The room was square and windowless, the red walls clashing with Rick’s collection of framed Padres jerseys. “Can you get the door?”
“Everything okay?”
“Nothing to worry about. Just want a quick word.”
They sat facing each other across the desk. Bobbleheaded baseballers nodded down at Emmett from the hutch, men he couldn’t have named for all the cash in the store. It was a long time ago now that his dad had taken him to Qualcomm Stadium to see the Padres play, back when Emmett was still trying to care about things his father approved of. The games ran together in his mind now: the same nine innings of boredom punctuated by a steady stream of all-beef hot dogs, unshelled peanuts, and ice cream.
“Say, Emmett, I got some feedback from one or two of your team members and I just thought you’d want to know.”
“Feedback?”
“Probably just a misunderstanding. A couple people mentioned you were sitting at your check stand this afternoon. Actually, I happened to notice that too.”
Rick was always doing this, using “feedback” as a cover for what were clearly his own opinions. Had anyone even said anything? Emmett bristled, knowing they likely had.
“Maybe you didn’t realize, but that stool’s for Josie to use while her foot heals.”
“Josie finished at three.”
“Right, of course. I wasn’t suggesting…” Rick rephrased: “It’s just that I think a couple people were a little… I mean, everyone would love to sit back and relax, wouldn’t they?”
“I wasn’t relaxing. I was working.”
“But working hard or…?”
The blood rushed to Emmett’s cheeks, his outrage squishy and tender.
“Look,” Rick said with a magnanimous smile, “if you say you were working, I believe it. I just wanted you to know how this kind of thing might look. No one wants to see a teammate sitting down on the job. Literally!” He barked out a laugh.
“Was there anything else?”
“No, no.”
Emmett rose, feeling his crack inching above his sagging belt. He resisted the urge to hike up his pants; in front of Rick, it would feel like defeat.
He opened the door.
“Actually, there was one other thing now I think about it. Someone made a comment—and I know the AC wasn’t working up front and it can get kind of sweaty.”
Emmett’s stomach dropped. Please don’t say it.
“Just maybe think about putting on an extra lick of deodorant in the morning, huh, buddy?”

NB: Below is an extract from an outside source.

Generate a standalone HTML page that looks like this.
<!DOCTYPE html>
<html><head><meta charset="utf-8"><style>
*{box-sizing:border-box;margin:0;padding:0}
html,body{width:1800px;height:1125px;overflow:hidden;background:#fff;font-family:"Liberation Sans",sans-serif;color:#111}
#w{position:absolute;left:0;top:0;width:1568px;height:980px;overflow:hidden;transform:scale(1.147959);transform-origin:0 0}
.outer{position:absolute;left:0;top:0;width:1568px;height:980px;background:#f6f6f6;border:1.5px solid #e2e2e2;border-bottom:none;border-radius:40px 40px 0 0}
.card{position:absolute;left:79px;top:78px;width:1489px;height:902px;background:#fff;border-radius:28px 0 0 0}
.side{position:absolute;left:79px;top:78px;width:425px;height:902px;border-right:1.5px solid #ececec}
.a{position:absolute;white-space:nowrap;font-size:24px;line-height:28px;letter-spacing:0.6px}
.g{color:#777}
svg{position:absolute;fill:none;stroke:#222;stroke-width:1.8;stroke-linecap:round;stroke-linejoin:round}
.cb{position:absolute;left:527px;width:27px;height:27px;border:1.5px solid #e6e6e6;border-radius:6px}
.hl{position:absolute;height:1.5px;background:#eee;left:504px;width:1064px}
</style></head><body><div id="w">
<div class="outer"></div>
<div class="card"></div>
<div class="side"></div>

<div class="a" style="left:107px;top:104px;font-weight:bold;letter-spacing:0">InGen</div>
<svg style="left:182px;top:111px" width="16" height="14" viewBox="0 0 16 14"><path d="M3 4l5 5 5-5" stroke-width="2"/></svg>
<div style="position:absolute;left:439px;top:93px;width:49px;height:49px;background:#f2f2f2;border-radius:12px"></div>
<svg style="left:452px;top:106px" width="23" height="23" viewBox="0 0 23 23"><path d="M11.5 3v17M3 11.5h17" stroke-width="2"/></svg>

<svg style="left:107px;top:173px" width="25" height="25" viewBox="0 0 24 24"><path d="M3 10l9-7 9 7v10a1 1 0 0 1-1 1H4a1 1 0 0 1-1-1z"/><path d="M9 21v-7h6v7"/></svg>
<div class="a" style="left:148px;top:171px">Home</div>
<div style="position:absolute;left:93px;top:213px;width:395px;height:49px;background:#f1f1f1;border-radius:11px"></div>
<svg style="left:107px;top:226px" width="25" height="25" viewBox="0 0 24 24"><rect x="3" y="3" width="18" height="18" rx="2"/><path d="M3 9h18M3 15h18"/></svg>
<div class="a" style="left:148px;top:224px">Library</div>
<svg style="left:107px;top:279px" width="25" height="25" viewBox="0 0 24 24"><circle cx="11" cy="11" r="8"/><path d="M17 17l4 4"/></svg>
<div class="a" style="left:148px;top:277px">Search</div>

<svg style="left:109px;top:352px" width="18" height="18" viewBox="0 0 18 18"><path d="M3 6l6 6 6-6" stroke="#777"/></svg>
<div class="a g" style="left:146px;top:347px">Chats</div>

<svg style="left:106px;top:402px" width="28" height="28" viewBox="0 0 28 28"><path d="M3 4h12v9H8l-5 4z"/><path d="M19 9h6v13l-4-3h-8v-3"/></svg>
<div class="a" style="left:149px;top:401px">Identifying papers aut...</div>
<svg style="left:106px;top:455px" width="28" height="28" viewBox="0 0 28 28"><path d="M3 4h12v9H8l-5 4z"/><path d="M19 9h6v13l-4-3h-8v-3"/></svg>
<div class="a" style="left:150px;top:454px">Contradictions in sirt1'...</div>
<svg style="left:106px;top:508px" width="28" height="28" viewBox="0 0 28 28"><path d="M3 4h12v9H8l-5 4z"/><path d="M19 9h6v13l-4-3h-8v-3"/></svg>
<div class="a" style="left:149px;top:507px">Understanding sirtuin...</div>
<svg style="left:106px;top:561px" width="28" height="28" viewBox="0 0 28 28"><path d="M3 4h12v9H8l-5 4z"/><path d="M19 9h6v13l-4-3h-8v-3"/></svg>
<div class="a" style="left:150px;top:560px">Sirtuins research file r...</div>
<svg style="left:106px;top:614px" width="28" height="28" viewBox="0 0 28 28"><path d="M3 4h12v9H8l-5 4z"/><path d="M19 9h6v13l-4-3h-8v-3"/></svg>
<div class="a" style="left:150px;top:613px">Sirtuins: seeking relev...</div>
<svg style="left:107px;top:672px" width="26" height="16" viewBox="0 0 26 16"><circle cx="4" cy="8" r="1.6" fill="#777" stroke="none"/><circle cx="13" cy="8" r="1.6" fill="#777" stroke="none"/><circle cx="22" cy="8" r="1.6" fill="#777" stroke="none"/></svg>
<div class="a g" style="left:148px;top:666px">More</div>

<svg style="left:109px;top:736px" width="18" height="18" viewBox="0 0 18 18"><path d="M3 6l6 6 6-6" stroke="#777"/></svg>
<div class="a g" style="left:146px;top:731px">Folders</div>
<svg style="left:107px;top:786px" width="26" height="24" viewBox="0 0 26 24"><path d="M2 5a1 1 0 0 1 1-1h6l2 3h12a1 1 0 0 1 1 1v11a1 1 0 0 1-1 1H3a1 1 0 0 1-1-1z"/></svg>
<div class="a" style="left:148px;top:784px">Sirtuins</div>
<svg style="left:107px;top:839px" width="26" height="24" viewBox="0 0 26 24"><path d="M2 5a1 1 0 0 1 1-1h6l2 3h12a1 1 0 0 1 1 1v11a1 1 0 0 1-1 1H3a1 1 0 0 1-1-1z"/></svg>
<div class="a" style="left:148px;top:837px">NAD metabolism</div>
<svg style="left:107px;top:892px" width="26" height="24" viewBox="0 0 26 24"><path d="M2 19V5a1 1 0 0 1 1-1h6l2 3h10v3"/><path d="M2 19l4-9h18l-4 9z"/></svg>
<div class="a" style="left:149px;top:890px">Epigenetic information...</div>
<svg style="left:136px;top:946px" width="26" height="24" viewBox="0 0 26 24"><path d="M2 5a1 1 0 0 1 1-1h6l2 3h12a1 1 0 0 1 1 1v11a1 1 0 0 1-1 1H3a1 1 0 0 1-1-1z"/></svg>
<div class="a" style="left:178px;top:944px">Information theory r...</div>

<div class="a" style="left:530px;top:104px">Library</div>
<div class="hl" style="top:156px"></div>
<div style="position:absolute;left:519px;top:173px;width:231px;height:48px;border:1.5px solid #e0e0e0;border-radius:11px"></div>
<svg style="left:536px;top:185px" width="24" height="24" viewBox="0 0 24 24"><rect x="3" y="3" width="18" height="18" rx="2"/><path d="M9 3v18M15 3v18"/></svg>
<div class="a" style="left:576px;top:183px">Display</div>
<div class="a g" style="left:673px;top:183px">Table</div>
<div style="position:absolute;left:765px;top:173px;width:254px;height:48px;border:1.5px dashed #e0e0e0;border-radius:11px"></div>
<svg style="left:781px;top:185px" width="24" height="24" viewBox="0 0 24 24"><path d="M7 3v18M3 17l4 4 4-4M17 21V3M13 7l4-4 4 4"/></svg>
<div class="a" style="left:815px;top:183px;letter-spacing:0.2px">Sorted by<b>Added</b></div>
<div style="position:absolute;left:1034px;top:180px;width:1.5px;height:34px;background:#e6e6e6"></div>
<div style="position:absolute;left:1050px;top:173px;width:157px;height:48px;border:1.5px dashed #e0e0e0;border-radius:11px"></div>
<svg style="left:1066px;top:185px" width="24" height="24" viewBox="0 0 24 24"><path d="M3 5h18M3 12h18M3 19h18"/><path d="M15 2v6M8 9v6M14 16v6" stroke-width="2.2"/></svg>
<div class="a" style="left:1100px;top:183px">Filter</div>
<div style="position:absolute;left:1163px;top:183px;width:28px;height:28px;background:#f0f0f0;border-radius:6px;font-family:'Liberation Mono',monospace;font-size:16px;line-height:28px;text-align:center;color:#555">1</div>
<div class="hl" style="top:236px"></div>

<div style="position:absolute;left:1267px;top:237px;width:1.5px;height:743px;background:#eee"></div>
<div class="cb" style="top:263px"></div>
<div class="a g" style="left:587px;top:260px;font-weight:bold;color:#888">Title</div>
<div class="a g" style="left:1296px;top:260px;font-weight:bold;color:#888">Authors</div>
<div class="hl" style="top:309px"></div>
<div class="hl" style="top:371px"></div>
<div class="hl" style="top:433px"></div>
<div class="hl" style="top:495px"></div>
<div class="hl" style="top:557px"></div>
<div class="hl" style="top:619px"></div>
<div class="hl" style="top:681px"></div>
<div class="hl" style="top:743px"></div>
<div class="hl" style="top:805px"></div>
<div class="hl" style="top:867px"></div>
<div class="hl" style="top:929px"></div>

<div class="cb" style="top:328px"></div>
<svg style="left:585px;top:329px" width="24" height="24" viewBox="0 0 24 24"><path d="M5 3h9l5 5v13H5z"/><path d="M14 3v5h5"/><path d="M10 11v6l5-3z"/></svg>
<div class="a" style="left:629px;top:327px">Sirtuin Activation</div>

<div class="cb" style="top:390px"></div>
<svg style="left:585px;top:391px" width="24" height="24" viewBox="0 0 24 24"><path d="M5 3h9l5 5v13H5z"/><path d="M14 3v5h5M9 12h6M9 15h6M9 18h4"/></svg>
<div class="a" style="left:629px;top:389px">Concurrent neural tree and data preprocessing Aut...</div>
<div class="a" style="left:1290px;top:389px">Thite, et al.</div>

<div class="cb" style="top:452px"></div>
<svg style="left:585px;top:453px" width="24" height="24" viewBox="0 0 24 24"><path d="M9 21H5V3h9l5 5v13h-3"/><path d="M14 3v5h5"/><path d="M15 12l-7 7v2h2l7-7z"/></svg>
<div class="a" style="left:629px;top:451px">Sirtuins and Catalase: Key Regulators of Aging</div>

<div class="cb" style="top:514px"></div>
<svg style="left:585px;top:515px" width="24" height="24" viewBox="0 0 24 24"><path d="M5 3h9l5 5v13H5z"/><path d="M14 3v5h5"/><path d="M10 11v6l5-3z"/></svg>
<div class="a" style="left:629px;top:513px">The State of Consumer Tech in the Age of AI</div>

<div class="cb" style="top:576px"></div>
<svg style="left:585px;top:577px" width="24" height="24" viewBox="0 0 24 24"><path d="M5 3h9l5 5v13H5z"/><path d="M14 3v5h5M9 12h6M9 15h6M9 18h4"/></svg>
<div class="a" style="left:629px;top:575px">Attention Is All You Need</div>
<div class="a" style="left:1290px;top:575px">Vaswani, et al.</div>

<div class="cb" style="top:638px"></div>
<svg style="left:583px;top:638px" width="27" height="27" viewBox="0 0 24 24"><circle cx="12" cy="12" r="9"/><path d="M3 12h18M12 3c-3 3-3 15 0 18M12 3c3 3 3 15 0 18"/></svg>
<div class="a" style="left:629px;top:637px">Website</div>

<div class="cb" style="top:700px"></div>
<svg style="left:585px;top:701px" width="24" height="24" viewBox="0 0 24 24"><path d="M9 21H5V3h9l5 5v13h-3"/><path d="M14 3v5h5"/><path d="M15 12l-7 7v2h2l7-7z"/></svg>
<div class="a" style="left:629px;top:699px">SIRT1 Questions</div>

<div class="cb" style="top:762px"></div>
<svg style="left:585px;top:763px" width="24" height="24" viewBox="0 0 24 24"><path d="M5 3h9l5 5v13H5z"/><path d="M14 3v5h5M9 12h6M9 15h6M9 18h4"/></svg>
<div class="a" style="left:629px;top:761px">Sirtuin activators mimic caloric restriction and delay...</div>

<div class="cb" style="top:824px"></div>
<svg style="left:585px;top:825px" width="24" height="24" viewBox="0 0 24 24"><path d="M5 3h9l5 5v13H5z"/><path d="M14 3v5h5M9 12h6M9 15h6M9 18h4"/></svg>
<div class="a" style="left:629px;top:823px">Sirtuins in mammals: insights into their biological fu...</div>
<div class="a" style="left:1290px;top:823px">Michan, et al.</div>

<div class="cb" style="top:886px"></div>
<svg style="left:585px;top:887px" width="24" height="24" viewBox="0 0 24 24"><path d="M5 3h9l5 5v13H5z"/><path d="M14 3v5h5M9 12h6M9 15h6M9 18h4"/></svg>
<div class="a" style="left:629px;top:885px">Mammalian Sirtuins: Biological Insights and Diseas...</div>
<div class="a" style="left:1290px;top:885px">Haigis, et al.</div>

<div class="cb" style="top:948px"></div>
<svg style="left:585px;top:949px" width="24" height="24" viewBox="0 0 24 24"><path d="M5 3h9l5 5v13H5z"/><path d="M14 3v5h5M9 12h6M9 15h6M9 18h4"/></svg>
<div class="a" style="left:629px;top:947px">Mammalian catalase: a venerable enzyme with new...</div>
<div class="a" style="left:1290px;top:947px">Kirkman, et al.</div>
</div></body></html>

A pair of teenage associates stopped in the hall as they were passing, their eyes flicking over Emmett’s body.
Spluttering into their hands, they hurried on.
Emmett felt the prickle return, this time hot behind his eyes.
Emmett had his phone out as he got into his car and started the ignition. The AC was broken here too—he couldn’t afford to get it fixed now that his rent had gone up—so he rolled down the windows to get a breeze through while he sat flipping through his stories. Not idly this time, but with intention. Where is it?
He fretted that it had gone, that he’d missed his chance.
A knot of tension loosened in his chest as he found it. Or rather, it found him.
The model gazed up at him with two pairs of eyes, one sad, the other sparkling out rays of inner joy. As his thumb hovered over the words learn more, Emmett wrestled with his better judgment.
He wasn’t dumb enough to be fooled by this. She was obviously Photoshopped, barely even real. This “groundbreaking” weight loss treatment probably wasn’t real either.
But the sick feeling tugging down on his heart, that was real.
The never-ending humiliation and degradation, that was real.
The feeling of being trapped inside his own body, inside his own life: that was as real as it fucking came.
Other than the obvious, what did he have to lose?